The business world can be rough, tough, and competitive. Capitalism fosters a competitive climate in which only the strongest survive. So how can your company climb into the category of strong survivors? You can help your company not only stay in the game, but become an industry leader, by constantly finding ways for the business to evolve and remain essential in the marketplace.
Trust your instincts–if it feels like your business is in trouble, don’t wait to find out how right you are. Be sensitive to the warning signs as early as possible so you can right the wayward ship and get back on course.
Complacency is toxic in the business world. Competition is the key to capitalism and your competitors will not allow you to rest on your laurels. Overconfidence is often the culprit behind complacency. Even at times when your company is doing well, be careful not to get too comfortable or take your eye off the ball because your competition is waiting in the sidelines for you to let your guard down. Keep an eye on your competitors to stay abreast of their strategies and innovations. And you should always be analyzing your company and looking for ways to improve.

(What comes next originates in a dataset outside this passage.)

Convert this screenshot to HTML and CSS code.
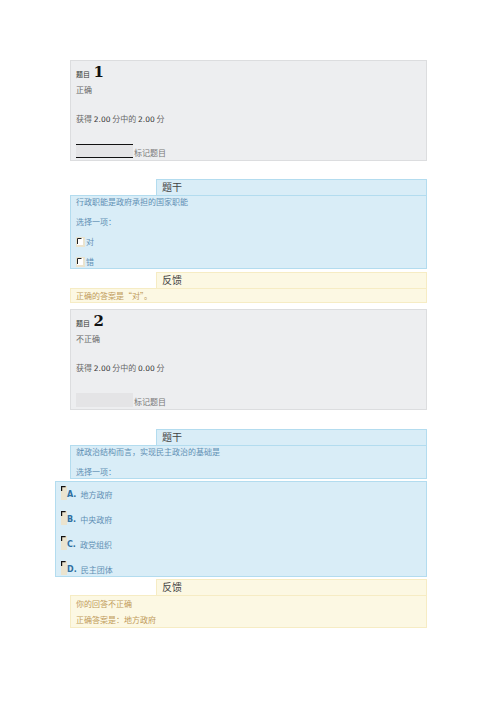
FILE: index.html
```html
<!DOCTYPE html>
<html lang="zh-CN">
<head>
    <meta charset="UTF-8">
    <meta name="viewport" content="width=device-width, initial-scale=1.0">
    <title>测验回顾</title>
    <link rel="stylesheet" href="styles.css">
</head>
<body>
    <div class="page">

        <!-- 题目 1 -->
        <div class="info">
            <div class="qno">题目 <span class="num">1</span></div>
            <div class="state">正确</div>
            <div class="grade">获得 <b>2.00</b> 分中的 <b>2.00</b> 分</div>
            <div class="flag"><span class="flag-box lined"></span><span class="flag-text">标记题目</span></div>
        </div>

        <div class="head head-q">题干</div>
        <div class="qtext">
            <p>行政职能是政府承担的国家职能</p>
            <p>选择一项：</p>
            <p class="opt"><svg class="radio" width="9" height="10" viewBox="0 0 9 10"><rect width="9" height="10" fill="#ebe4cf"/><rect x="1" y="1" width="6" height="7" fill="#fff"/><path d="M1.5 7V1.5h4" stroke="#222" stroke-width="1" fill="none"/></svg>对</p>
            <p class="opt"><svg class="radio" width="9" height="10" viewBox="0 0 9 10"><rect width="9" height="10" fill="#ebe4cf"/><rect x="1" y="1" width="6" height="7" fill="#fff"/><path d="M1.5 7V1.5h4" stroke="#222" stroke-width="1" fill="none"/></svg>错</p>
        </div>

        <div class="head head-fb">反馈</div>
        <div class="fb">
            <p>正确的答案是“对”。</p>
        </div>

        <!-- 题目 2 -->
        <div class="info info-2">
            <div class="qno">题目 <span class="num">2</span></div>
            <div class="state">不正确</div>
            <div class="grade">获得 <b>2.00</b> 分中的 <b>0.00</b> 分</div>
            <div class="flag"><span class="flag-box"></span><span class="flag-text">标记题目</span></div>
        </div>

        <div class="head head-q">题干</div>
        <div class="qtext qtext-2">
            <p>就政治结构而言，实现民主政治的基础是</p>
            <p>选择一项：</p>
        </div>
        <div class="answers">
            <p class="ans"><svg class="mark" width="6" height="14" viewBox="0 0 6 14"><rect width="6" height="14" fill="#ebe4cf"/><path d="M0.6 5V0.6h4" stroke="#111" stroke-width="1.2" fill="none"/></svg><span class="letter">A.</span>地方政府</p>
            <p class="ans"><svg class="mark" width="6" height="14" viewBox="0 0 6 14"><rect width="6" height="14" fill="#ebe4cf"/><path d="M0.6 5V0.6h4" stroke="#111" stroke-width="1.2" fill="none"/></svg><span class="letter">B.</span>中央政府</p>
            <p class="ans"><svg class="mark" width="6" height="14" viewBox="0 0 6 14"><rect width="6" height="14" fill="#ebe4cf"/><path d="M0.6 5V0.6h4" stroke="#111" stroke-width="1.2" fill="none"/></svg><span class="letter">C.</span>政党组织</p>
            <p class="ans"><svg class="mark" width="6" height="14" viewBox="0 0 6 14"><rect width="6" height="14" fill="#ebe4cf"/><path d="M0.6 5V0.6h4" stroke="#111" stroke-width="1.2" fill="none"/></svg><span class="letter">D.</span>民主团体</p>
        </div>

        <div class="head head-fb">反馈</div>
        <div class="fb fb-2">
            <p>你的回答不正确</p>
            <p>正确答案是：地方政府</p>
        </div>

    </div>
</body>
</html>
```

FILE: styles.css
```css
body {
    margin: 0;
    background: #fff;
    font-family: "Noto Sans CJK SC", "DejaVu Sans", sans-serif;
    font-size: 8px;
}

p {
    margin: 0;
}

.page {
    width: 357px;
    margin-left: 70px;
    padding-top: 60px;
}

/* grey info box */
.info {
    box-sizing: border-box;
    height: 101px;
    padding: 3px 5px 0;
    background: #edeef0;
    border: 1px solid #dcdddf;
    color: #666;
}

.info-2 {
    margin-top: 6px;
}

.qno {
    height: 16px;
    line-height: 16px;
    font-size: 7px;
    color: #333;
}

.qno .num {
    margin-left: 2px;
    font-family: "DejaVu Serif", serif;
    font-weight: bold;
    font-size: 15px;
    color: #111;
}

.state {
    margin-top: 4px;
    line-height: 12px;
}

.grade {
    margin-top: 17px;
    line-height: 12px;
}

.grade b {
    font-family: "DejaVu Sans", sans-serif;
    font-weight: normal;
    font-size: 7.5px;
    color: #333;
}

.flag {
    display: flex;
    align-items: flex-end;
    margin-top: 18px;
}

.flag-box {
    box-sizing: border-box;
    width: 57px;
    height: 14px;
    background: #e4e4e6;
}

.flag-box.lined {
    border-top: 1px solid #111;
    border-bottom: 1px solid #111;
}

.flag-text {
    margin-left: 1px;
    line-height: 10px;
    color: #777;
}

/* section headers */
.head {
    box-sizing: border-box;
    height: 16px;
    margin-left: 86px;
    padding-left: 5px;
    line-height: 14px;
    font-size: 10px;
    color: #444;
}

.head-q {
    margin-top: 18px;
    background: #d9edf7;
    border: 1px solid #b3dcef;
    border-bottom: none;
}

.info-2 + .head-q {
    margin-top: 19px;
}

.head-fb {
    margin-top: 3px;
    background: #fcf8e3;
    border: 1px solid #f6ecc4;
    border-bottom: none;
}

/* question text */
.qtext {
    box-sizing: border-box;
    height: 74px;
    padding: 0 5px;
    background: #d9edf7;
    border: 1px solid #b3dcef;
    color: #5f8fb4;
}

.qtext p {
    line-height: 12px;
    margin-bottom: 8px;
}

.qtext .opt {
    display: flex;
    align-items: center;
}

.radio {
    margin-right: 1px;
}

.qtext-2 {
    height: 34px;
}

.answers {
    box-sizing: border-box;
    height: 96px;
    margin: 2px 0 0 -15px;
    padding: 3px 5px 0;
    background: #d9edf7;
    border: 1px solid #b3dcef;
    color: #5f8fb4;
}

.ans {
    display: flex;
    align-items: flex-start;
    height: 25px;
    line-height: 20px;
}

.mark {
    margin-top: 1px;
}

.letter {
    margin-right: 4px;
    font-family: "DejaVu Sans", sans-serif;
    font-size: 8px;
    font-weight: bold;
    color: #2f6f9f;
}

.answers + .head-fb {
    margin-top: 2px;
}

/* feedback */
.fb {
    box-sizing: border-box;
    height: 15px;
    padding: 0 5px;
    background: #fcf8e3;
    border: 1px solid #f6ecc4;
    color: #bf9a5a;
    line-height: 13px;
}

.fb-2 {
    height: 33px;
    line-height: 16px;
}
```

Along with complacency, one of the biggest causes of a business’s decline is the exact opposite: instability. While complacency is to be avoided, change for change’s sake can be just as destructive. Some companies, especially large ones, might be full of executives who feel they need to justify their existence and offer up restructurings. Be wary of any suggestion of a restructuring because, while it has been vital for some companies in the past, it is also often a move companies make when bereft of other ideas. Constant turbulence is not a good antidote for lagging profits.
Lack of purpose
If you find that you or your fellow executives focus far more on numbers than on ideas, vision, or serving your customers, your business could be headed down a bad road. When companies prioritize numbers over people, they often lose their way. Seeing your customers, clients, or shareholders simply as numbers can cause a bad disconnect which can lead to loss of market share or, worse still, unethical business practices. Keeping the attitudes and behaviours of your team and of yourself in check can be difficult. It’s not always easy to step back and clearly assess yourself and your trusted colleagues, but it’s a wise habit to develop.